| WHAT THIS TASK INVOLVES |
Restate the listing that follows word for word, without its pictures.

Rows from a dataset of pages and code
★ ★ ★
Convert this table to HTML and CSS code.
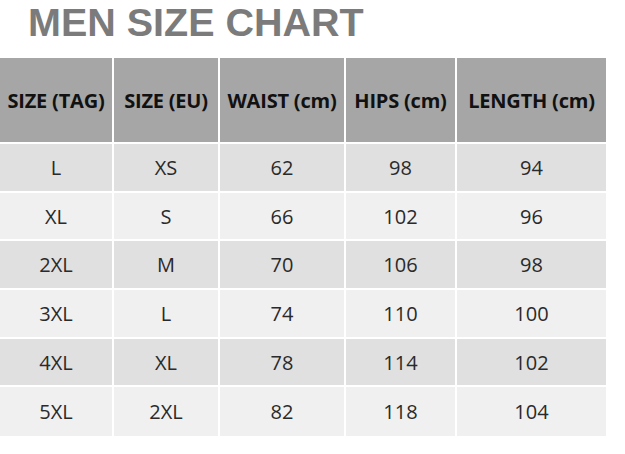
FILE: index.html
```html
<!DOCTYPE html>
<html>
<head>
<meta charset="utf-8">
<link rel="stylesheet" href="styles.css">
</head>
<body>
<h1 class="title">MEN SIZE CHART</h1>
<table class="chart">
  <colgroup>
    <col class="c1"><col class="c2"><col class="c3"><col class="c4"><col class="c5">
  </colgroup>
  <thead>
    <tr><th>SIZE (TAG)</th><th>SIZE (EU)</th><th>WAIST (cm)</th><th>HIPS (cm)</th><th>LENGTH (cm)</th></tr>
  </thead>
  <tbody>
    <tr><td>L</td><td>XS</td><td>62</td><td>98</td><td>94</td></tr>
    <tr><td>XL</td><td>S</td><td>66</td><td>102</td><td>96</td></tr>
    <tr><td>2XL</td><td>M</td><td>70</td><td>106</td><td>98</td></tr>
    <tr><td>3XL</td><td>L</td><td>74</td><td>110</td><td>100</td></tr>
    <tr><td>4XL</td><td>XL</td><td>78</td><td>114</td><td>102</td></tr>
    <tr><td>5XL</td><td>2XL</td><td>82</td><td>118</td><td>104</td></tr>
  </tbody>
</table>
</body>
</html>
```
FILE: styles.css
```css
html, body {
  margin: 0;
  padding: 0;
  background: #ffffff;
}
.title {
  margin: 0 0 14px 0;
  padding-left: 28px;
  font-family: "Liberation Sans", Arial, sans-serif;
  font-weight: bold;
  font-size: 39.5px;
  line-height: 44px;
  color: #7b7b7b;
}
.chart {
  border-collapse: separate;
  border-spacing: 0;
  table-layout: fixed;
  width: 606px;
  font-family: "Open Sans", sans-serif;
}
.c1 { width: 114px; }
.c2 { width: 106px; }
.c3 { width: 126px; }
.c4 { width: 111px; }
.c5 { width: 149px; }
.chart th,
.chart td {
  padding: 0;
  text-align: center;
  border-right: 2px solid #ffffff;
  border-bottom: 2px solid #ffffff;
  box-sizing: border-box;
}
.chart th:last-child,
.chart td:last-child {
  border-right: 0;
}
.chart th {
  background: #a6a6a6;
  color: #111111;
  font-weight: bold;
  font-size: 20px;
  letter-spacing: -0.2px;
  height: 86px;
  white-space: nowrap;
}
.chart td {
  font-size: 20px;
  color: #2a2a2a;
  height: 48.7px;
}
.chart tbody tr:nth-child(odd) td { background: #e0e0e0; }
.chart tbody tr:nth-child(even) td { background: #f0f0f0; }
.chart tbody tr:last-child td { border-bottom: 0; }
```
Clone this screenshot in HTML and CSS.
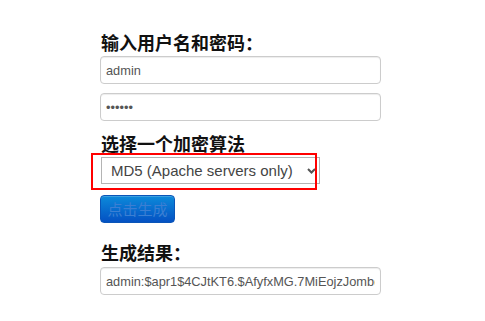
★ ★ ★
| TASK ANSWER |
Convert this table to HTML and CSS code.
FILE: index.html
```html
<!DOCTYPE html>
<html>
<head>
<meta charset="utf-8">
<link rel="stylesheet" href="styles.css">
</head>
<body>
<h1 class="title">MEN SIZE CHART</h1>
<table class="chart">
  <colgroup>
    <col class="c1"><col class="c2"><col class="c3"><col class="c4"><col class="c5">
  </colgroup>
  <thead>
    <tr><th>SIZE (TAG)</th><th>SIZE (EU)</th><th>WAIST (cm)</th><th>HIPS (cm)</th><th>LENGTH (cm)</th></tr>
  </thead>
  <tbody>
    <tr><td>L</td><td>XS</td><td>62</td><td>98</td><td>94</td></tr>
    <tr><td>XL</td><td>S</td><td>66</td><td>102</td><td>96</td></tr>
    <tr><td>2XL</td><td>M</td><td>70</td><td>106</td><td>98</td></tr>
    <tr><td>3XL</td><td>L</td><td>74</td><td>110</td><td>100</td></tr>
    <tr><td>4XL</td><td>XL</td><td>78</td><td>114</td><td>102</td></tr>
    <tr><td>5XL</td><td>2XL</td><td>82</td><td>118</td><td>104</td></tr>
  </tbody>
</table>
</body>
</html>
```
FILE: styles.css
```css
html, body {
  margin: 0;
  padding: 0;
  background: #ffffff;
}
.title {
  margin: 0 0 14px 0;
  padding-left: 28px;
  font-family: "Liberation Sans", Arial, sans-serif;
  font-weight: bold;
  font-size: 39.5px;
  line-height: 44px;
  color: #7b7b7b;
}
.chart {
  border-collapse: separate;
  border-spacing: 0;
  table-layout: fixed;
  width: 606px;
  font-family: "Open Sans", sans-serif;
}
.c1 { width: 114px; }
.c2 { width: 106px; }
.c3 { width: 126px; }
.c4 { width: 111px; }
.c5 { width: 149px; }
.chart th,
.chart td {
  padding: 0;
  text-align: center;
  border-right: 2px solid #ffffff;
  border-bottom: 2px solid #ffffff;
  box-sizing: border-box;
}
.chart th:last-child,
.chart td:last-child {
  border-right: 0;
}
.chart th {
  background: #a6a6a6;
  color: #111111;
  font-weight: bold;
  font-size: 20px;
  letter-spacing: -0.2px;
  height: 86px;
  white-space: nowrap;
}
.chart td {
  font-size: 20px;
  color: #2a2a2a;
  height: 48.7px;
}
.chart tbody tr:nth-child(odd) td { background: #e0e0e0; }
.chart tbody tr:nth-child(even) td { background: #f0f0f0; }
.chart tbody tr:last-child td { border-bottom: 0; }
```
Clone this screenshot in HTML and CSS.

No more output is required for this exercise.